Redacción (Martes, 05-09-2017, Gaudium Press) Bien dice el historiador William Thomas Walsh (1) que el primer hospital militar en un campo de batalla lo fundó la Reina Isabel la Católica a comienzos de la guerra contra el reino musulmán de Granada. Se trataba de seis grandes tiendas con lechos, vendas, medicinas, médicos y enfermeras a disposición de heridos y enfermos. La idea -dice el autor- dejó maravillados a todos los grandes señores que se habían unido a ella y Don Fernando. Toscos y semi-bárbaros, los aguerridos nobles españoles nunca antes pensaron que el apoyo logístico en la guerra incluyera un hospital que en adelante llamarían el Hospital de la Reina o de Doña Isabel.
Algunos historiadores especializados en la tergiversación y la calumnia contra la Reina, no han conseguido explicar definitivamente, la causa de que el riquísimo y estratégico dominio islámico, situado en la parte más feraz de España de aquellos tiempos, fuera tomado y sometido por iniciativa de una mujer que comandó sin miedo una guerra, a la cual su propio marido el rey Don Fernando de Aragón se quiso oponer para darle prioridad a luchar contra Francia, que sin importarle la situación española intentaba aprovechar para quedarse con algunos territorios aragoneses en su frontera sur.
La guerra de reconquista española había comenzado quinientos años atrás con Don Pelayo en Asturias. Al frente de ella estuvieron grandes reyes como don Fernando III El Santo. Sin embargo los acontecimientos variaban mucho los resultados porque las traiciones y oportunismos se sucedían unos atrás otros con frecuencia. Los grandes nobles de España -incluyendo obispos y arzobispos- habían preferido recluirse en su propios feudos, defender solamente lo suyo y firmar acuerdos y pactos de no agresión temporal, para poder disfrutar un poco de una pacífica modorra que estaba trayendo comprobadamente la gradual desaparición del Cristianismo en la península ibérica.

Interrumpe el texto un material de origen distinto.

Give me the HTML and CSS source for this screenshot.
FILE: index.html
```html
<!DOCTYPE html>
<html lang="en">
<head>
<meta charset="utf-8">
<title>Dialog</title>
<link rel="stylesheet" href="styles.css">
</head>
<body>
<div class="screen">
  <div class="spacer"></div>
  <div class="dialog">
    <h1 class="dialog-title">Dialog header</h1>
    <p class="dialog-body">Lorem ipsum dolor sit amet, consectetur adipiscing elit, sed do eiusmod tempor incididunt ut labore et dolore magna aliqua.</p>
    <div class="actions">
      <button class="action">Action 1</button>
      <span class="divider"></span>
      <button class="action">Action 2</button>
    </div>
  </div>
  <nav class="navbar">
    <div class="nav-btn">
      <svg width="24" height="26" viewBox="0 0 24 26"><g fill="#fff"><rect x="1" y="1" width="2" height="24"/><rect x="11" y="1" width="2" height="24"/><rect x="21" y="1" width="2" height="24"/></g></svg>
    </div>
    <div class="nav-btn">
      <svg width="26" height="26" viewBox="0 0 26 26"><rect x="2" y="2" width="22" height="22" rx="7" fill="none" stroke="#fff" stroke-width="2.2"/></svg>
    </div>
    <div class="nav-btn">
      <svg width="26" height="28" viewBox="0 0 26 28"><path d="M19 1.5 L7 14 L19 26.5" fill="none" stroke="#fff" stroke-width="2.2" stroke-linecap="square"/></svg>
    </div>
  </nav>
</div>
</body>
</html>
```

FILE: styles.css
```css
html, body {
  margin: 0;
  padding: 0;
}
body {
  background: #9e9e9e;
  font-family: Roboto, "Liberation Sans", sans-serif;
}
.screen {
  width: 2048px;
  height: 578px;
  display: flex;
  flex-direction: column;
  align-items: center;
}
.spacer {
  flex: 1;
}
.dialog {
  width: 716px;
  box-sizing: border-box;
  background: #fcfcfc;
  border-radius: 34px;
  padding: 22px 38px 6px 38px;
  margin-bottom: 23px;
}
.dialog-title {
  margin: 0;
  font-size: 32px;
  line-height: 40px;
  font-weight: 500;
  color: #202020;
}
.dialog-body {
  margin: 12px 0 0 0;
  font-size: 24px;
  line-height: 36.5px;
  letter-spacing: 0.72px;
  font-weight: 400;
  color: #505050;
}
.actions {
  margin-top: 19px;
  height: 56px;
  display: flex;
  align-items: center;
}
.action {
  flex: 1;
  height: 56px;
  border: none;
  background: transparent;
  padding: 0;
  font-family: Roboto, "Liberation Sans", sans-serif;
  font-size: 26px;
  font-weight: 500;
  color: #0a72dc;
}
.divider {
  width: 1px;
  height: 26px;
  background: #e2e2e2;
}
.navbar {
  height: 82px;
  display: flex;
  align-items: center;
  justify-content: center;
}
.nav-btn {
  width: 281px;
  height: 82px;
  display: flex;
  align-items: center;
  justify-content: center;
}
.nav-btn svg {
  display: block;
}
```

Entonces apareció el toque femenino y cruzado de una mujer que como Santa Juana de Arco debería hoy estar en los altares, máxime si se sabe que no recibió revelaciones místicas ni hizo milagros. Lo de Doña Isabel fue una intervención de la Divina Providencia -no hay duda- pero suscitando Ella los acontecimientos atraídos por la fuerza de la reconocida piedad que distinguió a la reina que estaba convencida de la veracidad del Cristianismo. Sus hijos nacieron si no en tiendas de campaña, sí en castillos y fortalezas rodeadas de enemigos en medio del estrépito de golpes de espada y choque de lanzas. Así el comando de esa lucha por defender la identidad católica de un pueblo, pasó por las manos de una mujer en un momento en que los hombres estaban claudicando, amedrentados o ilusionados con la idea de hacer una mezcla entre cristianismo, islamismo y judaísmo en una España donde los grandes señores feudales vivían anestesiados por los primeros sopores malignos del Renacimiento y sus novedades en materia de medicinas, astrología y goce de la vida terrena para olvidar la eterna.

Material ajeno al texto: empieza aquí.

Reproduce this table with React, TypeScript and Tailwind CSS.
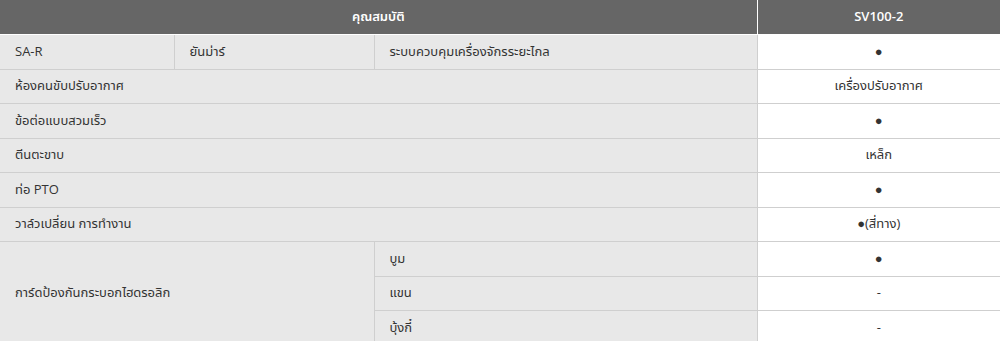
import React from "react";

const font = { fontFamily: '"Open Sans", "Noto Sans", "Noto Sans Thai", sans-serif' };

export default function App() {
  const left = "bg-[#e8e8e8] text-[#333] text-[13px] px-[15px] border border-[#cfcfcf] text-left font-normal";
  const right = "bg-white text-[#333] text-[13px] px-[15px] border border-[#cfcfcf] text-center";
  return (
    <div className="w-[1000px] bg-white" style={font}>
      <table className="w-full border-collapse table-fixed">
        <colgroup>
          <col className="w-[174px]" />
          <col className="w-[200px]" />
          <col className="w-[383px]" />
          <col className="w-[243px]" />
        </colgroup>
        <thead>
          <tr className="h-[34px]">
            <th colSpan={3} className="bg-[#666666] text-white text-[13px] font-semibold text-center border-b border-r border-white">
              คุณสมบัติ
            </th>
            <th className="bg-[#666666] text-white text-[13px] font-semibold text-center border-b border-white">
              SV100-2
            </th>
          </tr>
        </thead>
        <tbody>
          <tr className="h-[35px]">
            <td className={`${left} border-l-0`}>SA-R</td>
            <td className={left}>ยันม่าร์</td>
            <td className={left}>ระบบควบคุมเครื่องจักรระยะไกล</td>
            <td className={`${right} border-r-0`}>●</td>
          </tr>
          <tr className="h-[34px]">
            <td colSpan={3} className={`${left} border-l-0`}>ห้องคนขับปรับอากาศ</td>
            <td className={`${right} border-r-0`}>เครื่องปรับอากาศ</td>
          </tr>
          <tr className="h-[35px]">
            <td colSpan={3} className={`${left} border-l-0`}>ข้อต่อแบบสวมเร็ว</td>
            <td className={`${right} border-r-0`}>●</td>
          </tr>
          <tr className="h-[34px]">
            <td colSpan={3} className={`${left} border-l-0`}>ตีนตะขาบ</td>
            <td className={`${right} border-r-0`}>เหล็ก</td>
          </tr>
          <tr className="h-[35px]">
            <td colSpan={3} className={`${left} border-l-0`}>ท่อ PTO</td>
            <td className={`${right} border-r-0`}>●</td>
          </tr>
          <tr className="h-[34px]">
            <td colSpan={3} className={`${left} border-l-0`}>วาล์วเปลี่ยน การทำงาน</td>
            <td className={`${right} border-r-0`}>●(สี่ทาง)</td>
          </tr>
          <tr className="h-[35px]">
            <td colSpan={2} rowSpan={3} className={`${left} border-l-0`}>การ์ดป้องกันกระบอกไฮดรอลิก</td>
            <td className={left}>บูม</td>
            <td className={`${right} border-r-0`}>●</td>
          </tr>
          <tr className="h-[34px]">
            <td className={left}>แขน</td>
            <td className={`${right} border-r-0`}>-</td>
          </tr>
          <tr className="h-[35px]">
            <td className={left}>บุ้งกี๋</td>
            <td className={`${right} border-r-0`}>-</td>
          </tr>
        </tbody>
      </table>
    </div>
  );
}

En varias ocasiones de la historia Dios se ha valido de esa mezcla de firmeza intransigente y tierna caridad de las mujeres para reinstaurar su reino en los corazones humanos como lo prometió la Virgen en Fátima tras prevenir a los pastorcitos de las terribles catástrofes que vendrán si no hay auténtica conversión de costumbres en la tierra: por fin mi Inmaculado Corazón triunfará.
Por Antonio Borda
(1). William Th. Walsh, Isabel de España, Ed. Palabra S.A., Madrid, 2005.